Space Force wants a hotline to China. As orbital space grows more strategically important and more contested, norms and definitions of space conflict are failing to keep up. It’s a situation ripe for misunderstanding and miscalculation, which is why Brig. Gen. Anthony Mastalir, commander of U.S. Space Forces Indo-Pacific, is proposing a hotline to the Chinese military for space issues. 

Rules of engagement in space remain “somewhat immature,” Mastalir told reporters at the Air & Space Forces Association Warfare Symposium last week. “When you think about a hostile act or demonstrating hostile intent in space, what does that look like? And do all nations have a shared understanding of what that looks like?” 

Reminder: U.S. and Chinese military leaders only recently restored communications, more than a year after China broke them off following then-House Speaker Nancy Pelosi’s 2022 visit to Taiwan. D1’s Audrey Decker has a bit more.

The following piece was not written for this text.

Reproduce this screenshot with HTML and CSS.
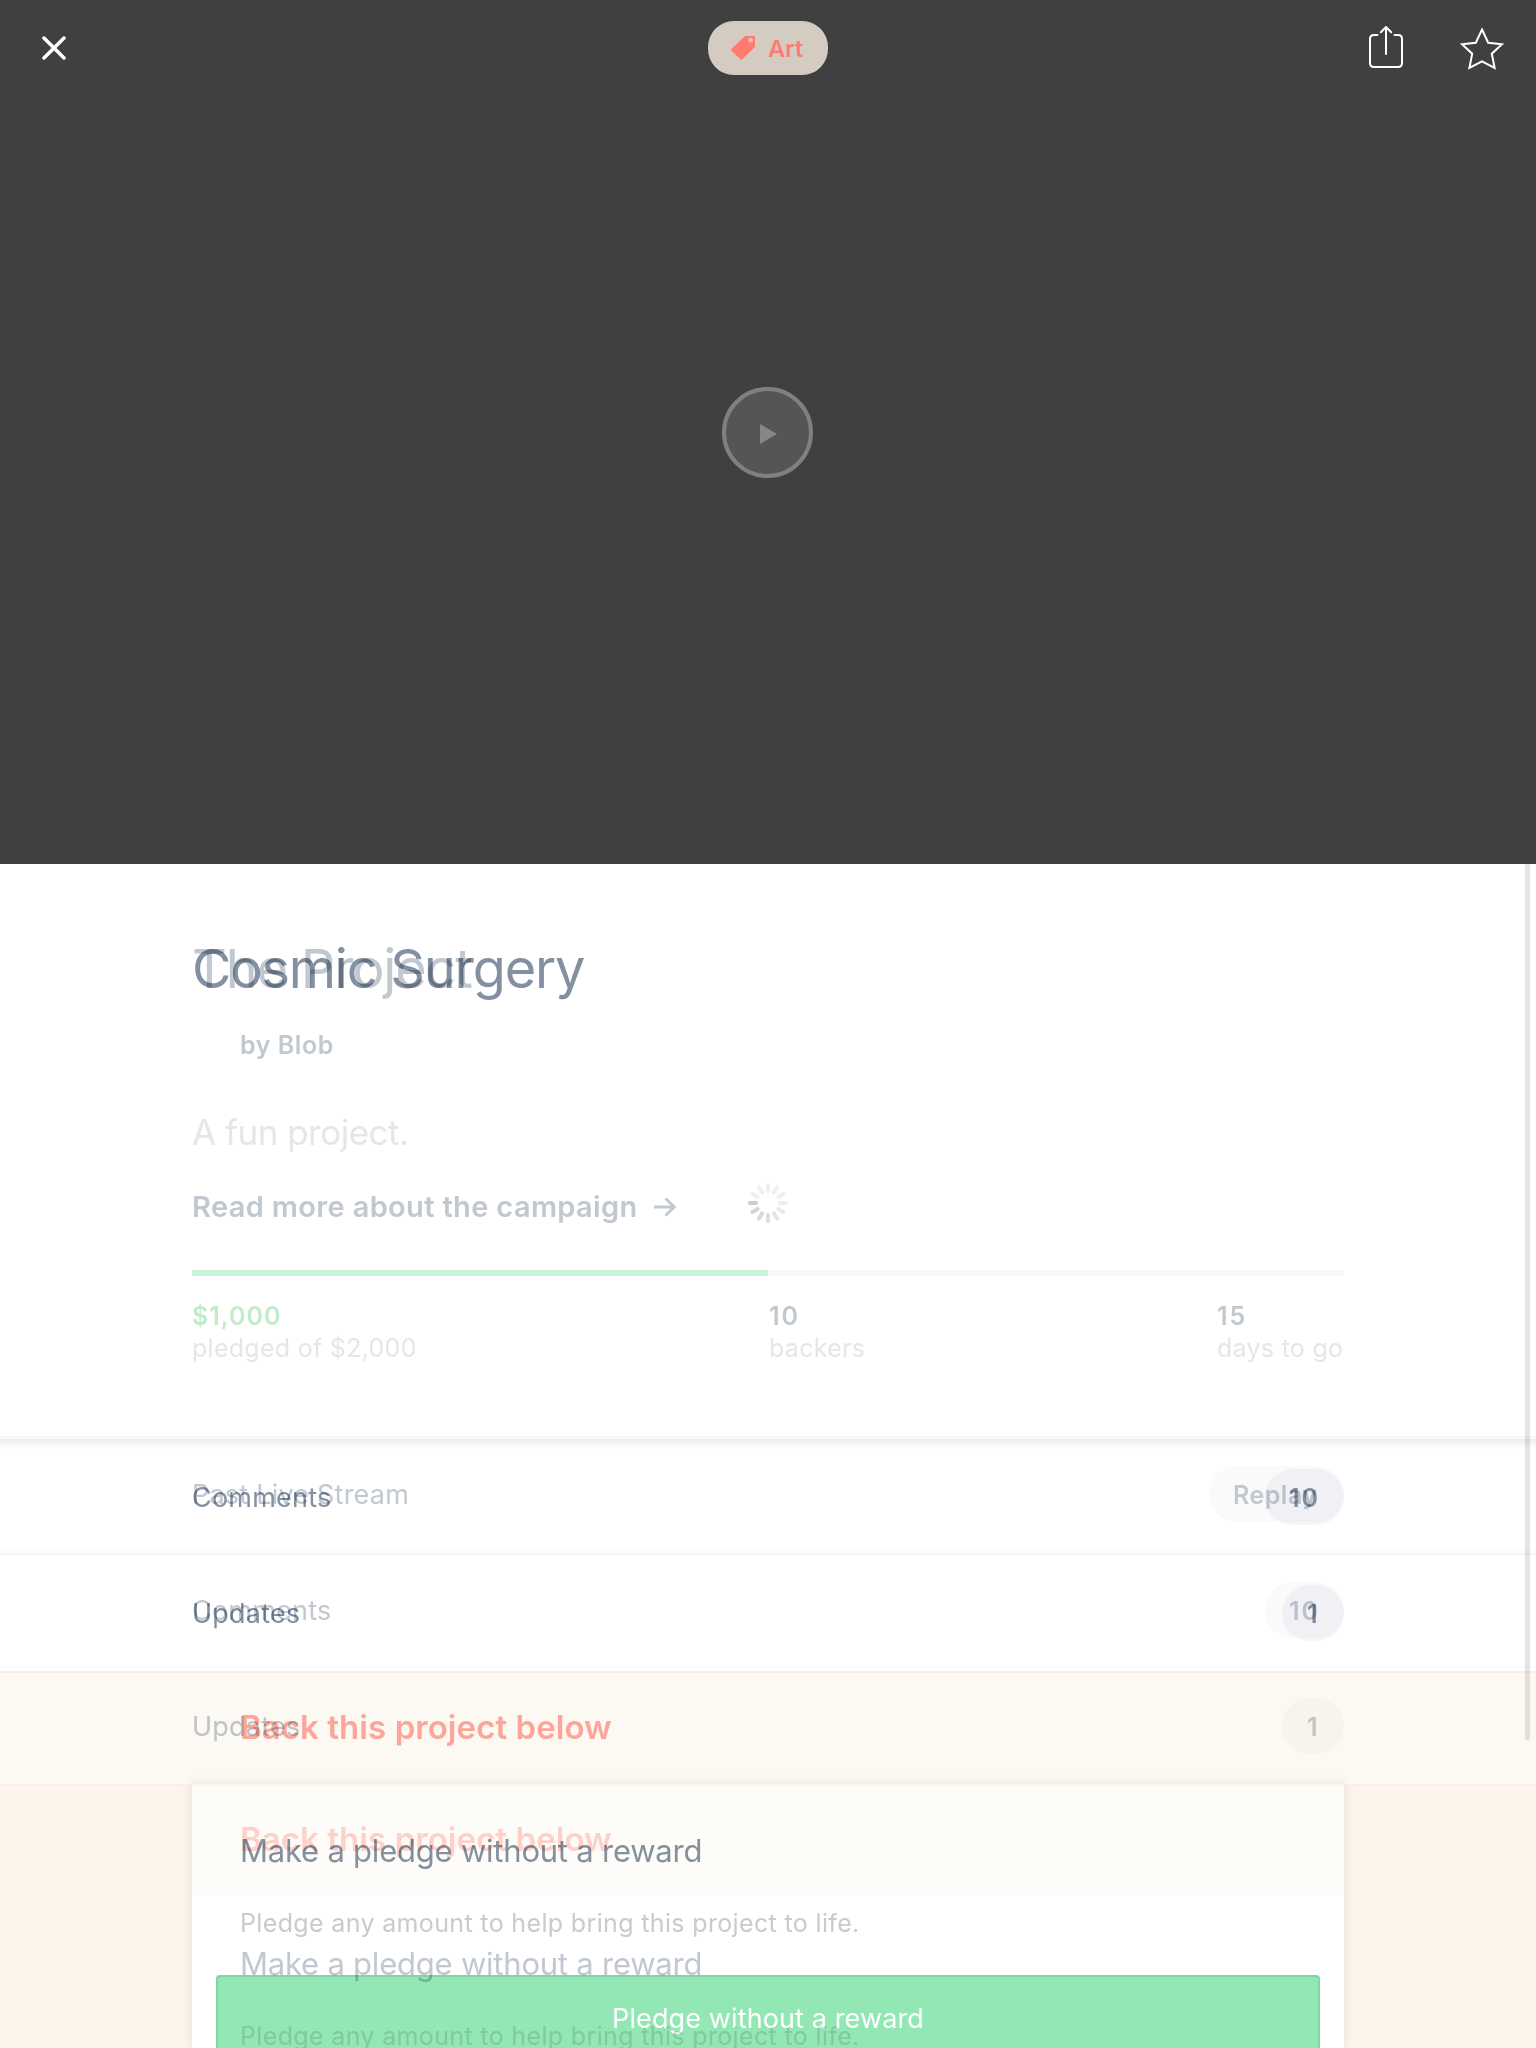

UK Trident missile test fails, again. On Jan. 30, HMS Vanguard attempted to test-launch one of its (unarmed) nuclear ICBMs, which crashed after its booster rockets failed. It was the second straight failure of a UK Trident, following a 2016 test-launch from HMS Vengeance off Florida, the BBC reports.

It’s unclear how significant this is, said Matthew Harries, director of proliferation and nuclear policy at the Royal United Services Institute: "There could be a variety of explanations for something going wrong in what HMS Vanguard was doing in test-launching this missile, and there isn't enough information on what exactly that was. The missiles the UK uses are drawn from a common pool that the US and UK both use, and the US has conducted multiple tests without these kind[s] of problems.” Read on, here.

First flight for Turkey's indigenous fighter. The Wednesday takeoff of the KAAN combat aircraft was a milestone for the eight-year-old effort to develop the jet, a partnership between Turkish aerospace firm TUSAS and Britain's BAE Systems. (Reuters)

Speaking of BAE: The company saw a 14% jump in revenue last year, with record backlogs “driven by new submarine contracts and demand linked to Ukraine,” Reuters reports off a press conference with CEO Charles Woodburn.